Le Type prétendait imposer silence aux deux partis, et terminer la controverse en la supprimant. Le monothélisme et le dyothélisme y recevaient égal traitement : on devait cesser absolument de discuter s’il y avait dans le Christ une ou deux opérations, une ou deux volontés. L’Ecthèse était retirée ; mais personne ne pouvait plus être inquiété pour ses opinions antérieures, et des peines sévères étaient édictées contre les délinquants.

Paru vingt ans plus tôt, le Type aurait peut-être réussi à faire la paix : maintenant, il était trop tard : la querelle s’était envenimée et des décisions autorisées étaient déjà intervenues ; le silence n’était plus possible. Non seulement les discussions continuèrent, mais le débat prit une ampleur nouvelle, et Rome se disposa à frapper un coup plus fort.

A Théodore, mort le 14 mai 649, succédait, au mois de juillet, le pape Martin Ier. Il avait été apocrisiaire à Constantinople, et connaissait bien à qui il avait affaire. Encouragé par l’abbé Maxime, un de ses premiers soins fut de réunir au Latran, du 5 au 31 octobre 649, un concile de cent cinq évêques considéré presque à l’égal d’un concile général, et où le monothélisme fut examiné de près. Le pape ne craignit pas d’engager sa personne, et parla beaucoup. La doctrine des documents monothélites lus dans la troisième session fut, dans la cinquième, rapprochée de celle des Pères et de celle d’hérétiques déjà condamnés.

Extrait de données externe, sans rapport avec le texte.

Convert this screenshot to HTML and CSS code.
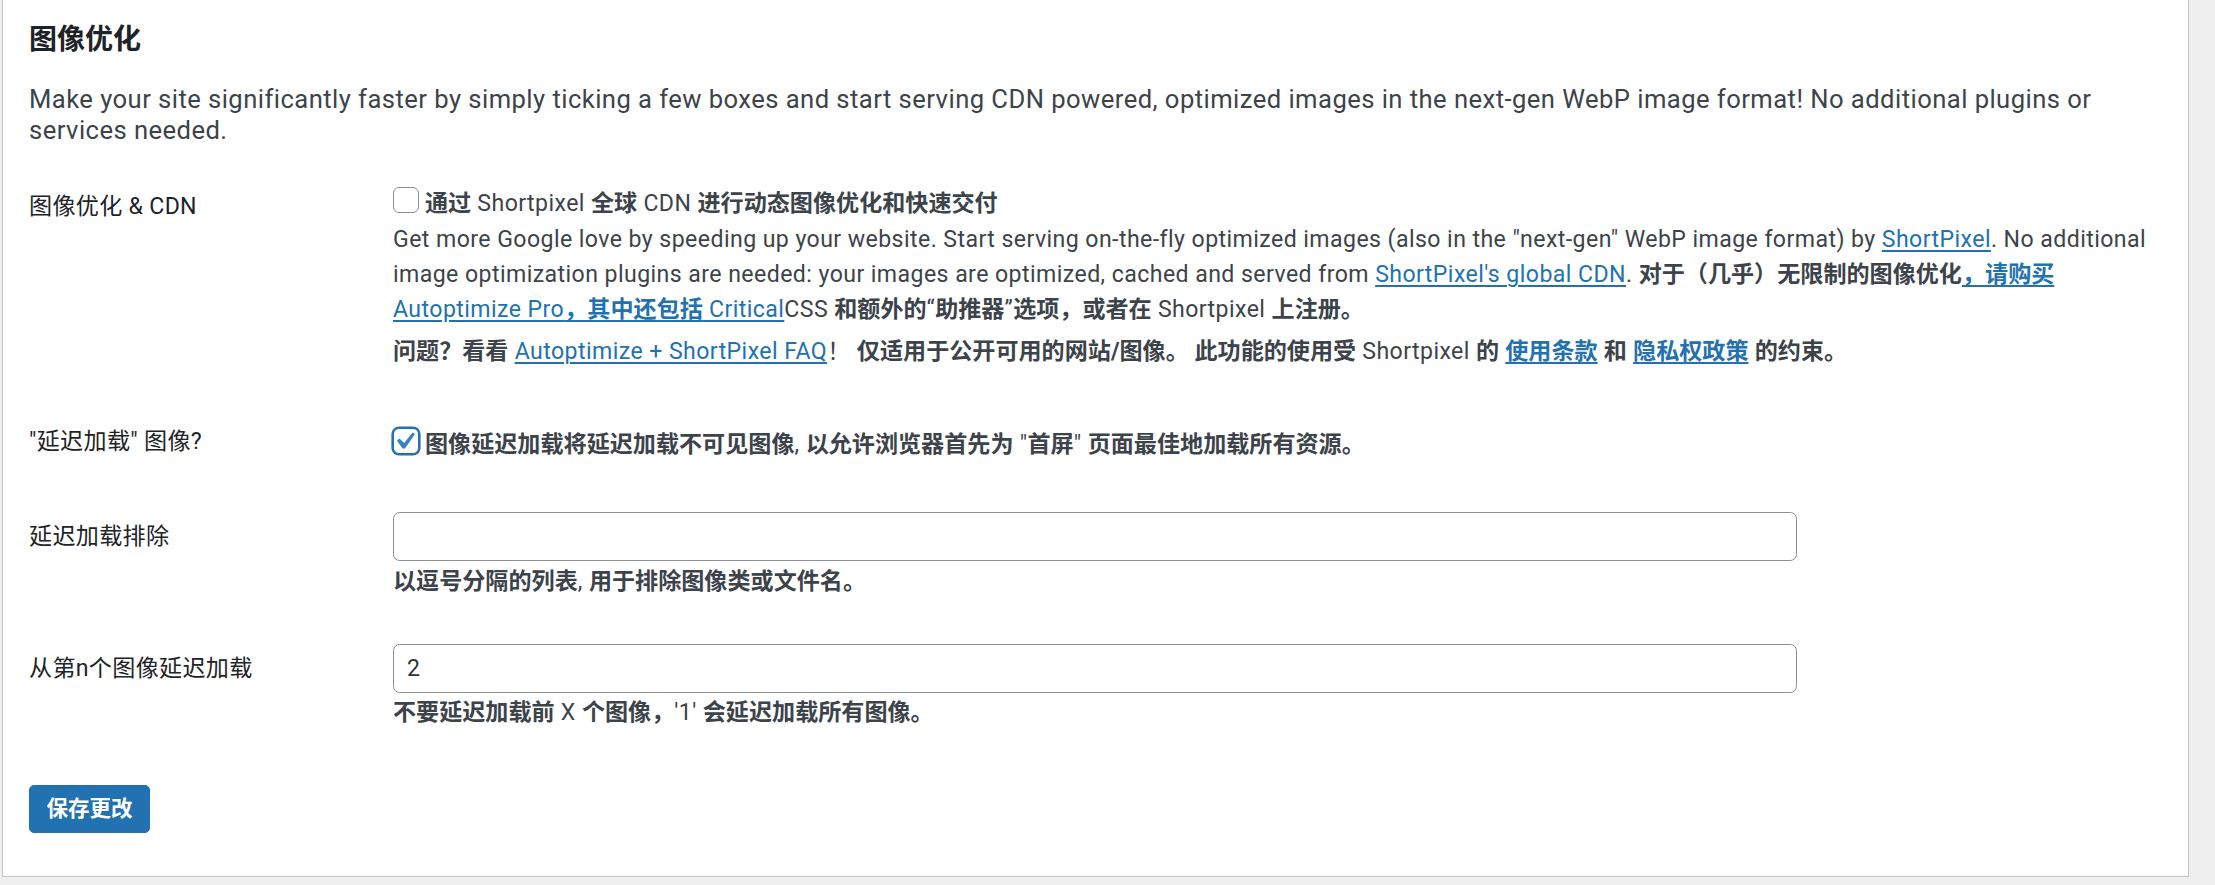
FILE: index.html
```html
<!DOCTYPE html>
<html lang="zh-CN">
<head>
<meta charset="utf-8">
<title>图像优化</title>
<link rel="stylesheet" href="styles.css">
</head>
<body>
<div class="panel">
  <h2 class="title">图像优化</h2>
  <p class="intro">Make your site significantly faster by simply ticking a few boxes and start serving CDN powered, optimized images in the next-gen WebP image format! No additional plugins or<br>services needed.</p>
  <div class="form">
    <div class="row row-cdn">
      <div class="label">图像优化 &amp; CDN</div>
      <div class="field">
        <label class="check check-cdn"><span class="cb-wrap"><input type="checkbox" class="cb"></span><span class="check-text"><span class="b">通过</span> Shortpixel <span class="b">全球</span> CDN <span class="b">进行动态图像优化和快速交付</span></span></label>
        <p class="para para-first">Get more Google love by speeding up your website. Start serving on-the-fly optimized images (also in the "next-gen" WebP image format) by <a href="#">ShortPixel</a>. No additional<br>image optimization plugins are needed: your images are optimized, cached and served from <a href="#">ShortPixel's global CDN</a>. <span class="b">对于（几乎）无限制的图像优化</span><a href="#"><span class="b">，请购买</span><br>Autoptimize Pro<span class="b">，其中还包括</span> Critical</a>CSS <span class="b">和额外的</span>“<span class="b">助推器</span>”<span class="b">选项，或者在</span> Shortpixel <span class="b">上注册。</span></p>
        <p class="para para-second"><span class="b">问题？看看</span> <a href="#">Autoptimize + ShortPixel FAQ</a>！ <span class="b">仅适用于公开可用的网站/图像。 此功能的使用受</span> Shortpixel <span class="b">的</span> <a href="#" class="b">使用条款</a> <span class="b">和</span> <a href="#" class="b">隐私权政策</a> <span class="b">的约束。</span></p>
      </div>
    </div>
    <div class="row row-lazy">
      <div class="label">"延迟加载" 图像?</div>
      <div class="field">
        <label class="check check-lazy"><span class="cb-wrap"><input type="checkbox" class="cb cb-focus" checked><svg class="tick" viewBox="0 0 20 20"><path d="M14.83 4.89l1.34.94-5.81 8.38H9.02L5.78 9.67l1.34-1.25 2.78 2.59z"/></svg></span><span class="check-text"><span class="b">图像延迟加载将延迟加载不可见图像</span>, <span class="b">以允许浏览器首先为</span> "<span class="b">首屏</span>" <span class="b">页面最佳地加载所有资源。</span></span></label>
      </div>
    </div>
    <div class="row row-exclude">
      <div class="label">延迟加载排除</div>
      <div class="field">
        <input type="text" class="text-input" value="">
        <p class="desc"><span class="b">以逗号分隔的列表</span>, <span class="b">用于排除图像类或文件名。</span></p>
      </div>
    </div>
    <div class="row row-from">
      <div class="label">从第n个图像延迟加载</div>
      <div class="field">
        <input type="text" class="text-input" value="2">
        <p class="desc"><span class="b">不要延迟加载前</span> X <span class="b">个图像，</span>'1' <span class="b">会延迟加载所有图像。</span></p>
      </div>
    </div>
  </div>
  <div class="submit"><button type="button" class="save">保存更改</button></div>
</div>
</body>
</html>
```

FILE: styles.css
```css
* { box-sizing: border-box; }
html, body { margin: 0; padding: 0; }
body {
  background: #f0f0f1;
  font-family: Roboto, "Noto Sans CJK SC", sans-serif;
  font-size: 23.1px;
  color: #3c434a;
}
.panel {
  margin-left: 2px;
  width: 2187px;
  background: #fff;
  border: 1px solid #c3c4c7;
  border-top: 0;
  padding: 22px 26px 43px 26px;
}
.title {
  margin: 0;
  font-size: 28px;
  line-height: 36px;
  font-weight: 700;
  color: #1d2327;
}
.intro {
  margin: 25.5px 0 13px;
  font-size: 25.6px;
  line-height: 31px;
  letter-spacing: 0.45px;
}
.row {
  display: grid;
  grid-template-columns: 364px 1fr;
}
.label {
  padding: 33px 0;
  line-height: 30px;
  color: #1d2327;
  letter-spacing: 0.3px;
}
.field {
  padding: 24.75px 0;
  letter-spacing: 0.43px;
}
.b { font-weight: 700; letter-spacing: 0; }
a { color: #2271b1; text-decoration: underline; text-decoration-thickness: 2px; text-underline-offset: 3px; }
.check {
  display: flex;
  align-items: center;
  white-space: nowrap;
}
.check-cdn { height: 36px; }
.check-lazy { height: 46px; }
.cb-wrap {
  position: relative;
  display: inline-flex;
  flex: none;
  width: 26px;
  height: 26px;
  margin: -2px 6px 0 0;
}
.cb {
  appearance: none;
  -webkit-appearance: none;
  margin: 0;
  width: 26px;
  height: 26px;
  border: 1px solid #8c8f94;
  border-radius: 6px;
  background: #fff;
}
.cb-focus {
  border-color: #2271b1;
  box-shadow: 0 0 0 1.6px #2271b1;
}
.tick {
  position: absolute;
  left: -5.6px;
  top: -4px;
  width: 34.6px;
  height: 34.6px;
  fill: #3582c4;
}
.para {
  margin: 0;
  line-height: 35px;
  white-space: nowrap;
}
.para-first { margin-top: 3px; }
.para-second { margin-top: 6.75px; }
.row-exclude .label { padding-top: 32px; }
.row-exclude .field { padding: 22.5px 0 24px; }
.row-from .field { padding: 23.35px 0 24px; }
.text-input {
  display: block;
  width: 1404px;
  height: 49px;
  margin: 0;
  border: 1px solid #8c8f94;
  border-radius: 6.6px;
  padding: 0 13px;
  font-family: inherit;
  font-size: 23.1px;
  color: #2c3338;
  background: #fff;
}
.desc {
  margin: 5.5px 0 0;
  line-height: 30px;
}
.row-from .desc { margin-top: 5px; }
.submit { margin-top: 32.7px; }
.save {
  height: 48.5px;
  padding: 0 16.5px;
  background: #2271b1;
  border: 1px solid #2271b1;
  border-radius: 5px;
  color: #fff;
  font-family: inherit;
  font-size: 21.5px;
  font-weight: 700;
  line-height: 1;
}
```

[Trois séries de textes patristiques furent produits pour établir : 1° que d’après les Pères l’opération et la volonté ont leur source dans la nature et non dans l’hypostase, et conséquemment que le nombre des natures détermine celui des opérations et des volontés ; 2° que les Pères ont attribué au Christ deux volontés libres ; 3° qu’ils lui ont également attribué deux opérations naturelles.]

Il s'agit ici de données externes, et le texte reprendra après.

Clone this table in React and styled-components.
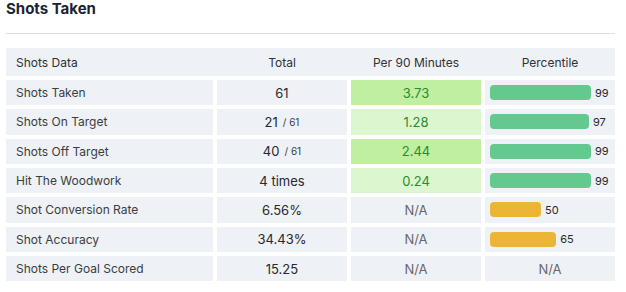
import React from "react";
import styled, { createGlobalStyle } from "styled-components";

const rows = [
  { label: "Shots Taken", total: "61", per90: "3.73", tone: "strong", pct: 99 },
  { label: "Shots On Target", total: "21", of: "61", per90: "1.28", tone: "light", pct: 97 },
  { label: "Shots Off Target", total: "40", of: "61", per90: "2.44", tone: "strong", pct: 99 },
  { label: "Hit The Woodwork", total: "4 times", per90: "0.24", tone: "light", pct: 99 },
  { label: "Shot Conversion Rate", total: "6.56%", per90: null, pct: 50, low: true },
  { label: "Shot Accuracy", total: "34.43%", per90: null, pct: 65, low: true },
  { label: "Shots Per Goal Scored", total: "15.25", per90: null, pct: null },
];

const App = () => {
  return (
    <>
      <GlobalStyle />
      <Wrapper>
        <Title>Shots Taken</Title>
        <Header>
          <HeadCell>Shots Data</HeadCell>
          <HeadCell $center>Total</HeadCell>
          <HeadCell $center>Per 90 Minutes</HeadCell>
          <HeadCell $center>Percentile</HeadCell>
        </Header>
        <Body>
          {rows.map((row) => (
            <React.Fragment key={row.label}>
              <LabelCell>{row.label}</LabelCell>
              <TotalCell>
                {row.total}
                {row.of && <Of>/ {row.of}</Of>}
              </TotalCell>
              {row.per90 ? (
                <Per90Cell $tone={row.tone}>{row.per90}</Per90Cell>
              ) : (
                <NaCell>N/A</NaCell>
              )}
              {row.pct !== null ? (
                <PctCell>
                  <Bar $low={row.low} style={{ width: `${row.pct * 1.02}px` }} />
                  <PctText>{row.pct}</PctText>
                </PctCell>
              ) : (
                <NaCell>N/A</NaCell>
              )}
            </React.Fragment>
          ))}
        </Body>
      </Wrapper>
    </>
  );
};

const GlobalStyle = createGlobalStyle`
  body {
    margin: 0;
    background: #ffffff;
    font-family: Inter, "Noto Sans", sans-serif;
  }
`;

const Wrapper = styled.div`
  width: 609px;
  padding: 0 11px 0 6px;
`;

const Title = styled.h2`
  margin: 0 0 14px;
  padding-bottom: 15px;
  font-size: 15px;
  line-height: 18px;
  font-weight: 700;
  color: #1c2434;
  border-bottom: 1px solid #dcdfe4;
`;

const columns = "207px 130px 130px 130px";

const Header = styled.div`
  display: grid;
  grid-template-columns: ${columns};
  column-gap: 4px;
  height: 28px;
  background: #eef1f5;
  margin-bottom: 4px;
`;

const HeadCell = styled.div`
  display: flex;
  align-items: center;
  justify-content: ${(p) => (p.$center ? "center" : "flex-start")};
  padding-left: ${(p) => (p.$center ? "0" : "10px")};
  font-size: 12px;
  color: #2f3237;
`;

const Body = styled.div`
  display: grid;
  grid-template-columns: ${columns};
  grid-auto-rows: 25.33px;
  gap: 4px;
`;

const Cell = styled.div`
  display: flex;
  align-items: center;
  background: #eef1f5;
`;

const LabelCell = styled(Cell)`
  padding-left: 10px;
  font-size: 12px;
  color: #3a3d42;
`;

const TotalCell = styled(Cell)`
  justify-content: center;
  font-size: 13px;
  color: #26292e;
`;

const Of = styled.span`
  font-size: 10px;
  margin-left: 5px;
  color: #3a3d42;
`;

const Per90Cell = styled(Cell)`
  justify-content: center;
  font-size: 13px;
  color: #2b8a30;
  background: ${(p) => (p.$tone === "strong" ? "#c0efa0" : "#dcf7cf")};
`;

const NaCell = styled(Cell)`
  justify-content: center;
  font-size: 13px;
  color: #65686d;
`;

const PctCell = styled(Cell)`
  padding-left: 5px;
  gap: 4px;
`;

const Bar = styled.div`
  height: 15px;
  border-radius: 4px;
  background: ${(p) => (p.$low ? "#ecb535" : "#64c98e")};
`;

const PctText = styled.span`
  font-size: 11px;
  color: #26292e;
`;

export default App;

Le résultat fut une proscription de la nouvelle erreur, traduite dans une profession de foi et vingt anathématismes. La profession de foi était celle de Chalcédoine à laquelle on avait ajouté : « … Et duas eiusdem (Christi) sicuti naturas inconfuse, ita et duas naturales voluntates, divinam et humanam, et duas naturales operationes, divinam et humanam, in approbatione perfecta et indiminuta eumdem veraciter esse perfectum Deum et hominem perfectum secundum veritatem, eumdem atque unum Dominum nostrum et Deum Iesum Christum, utpote volentem et operantem divine et humane nostram salutem. » Cette même doctrine reparaissait dans les anathématismes, dont le deuxième affirmait la spontanéité (sponte des souffrances de Jésus-Christ pour nous, et relevait ainsi l’intérêt sotériologique de la controverse. Le dix-huitième était porté contre Théodore de Pharan, Cyrus d’Alexandrie, Sergius, Pyrrhus et Paul de Constantinople, contre l’Ecthèse et le Type.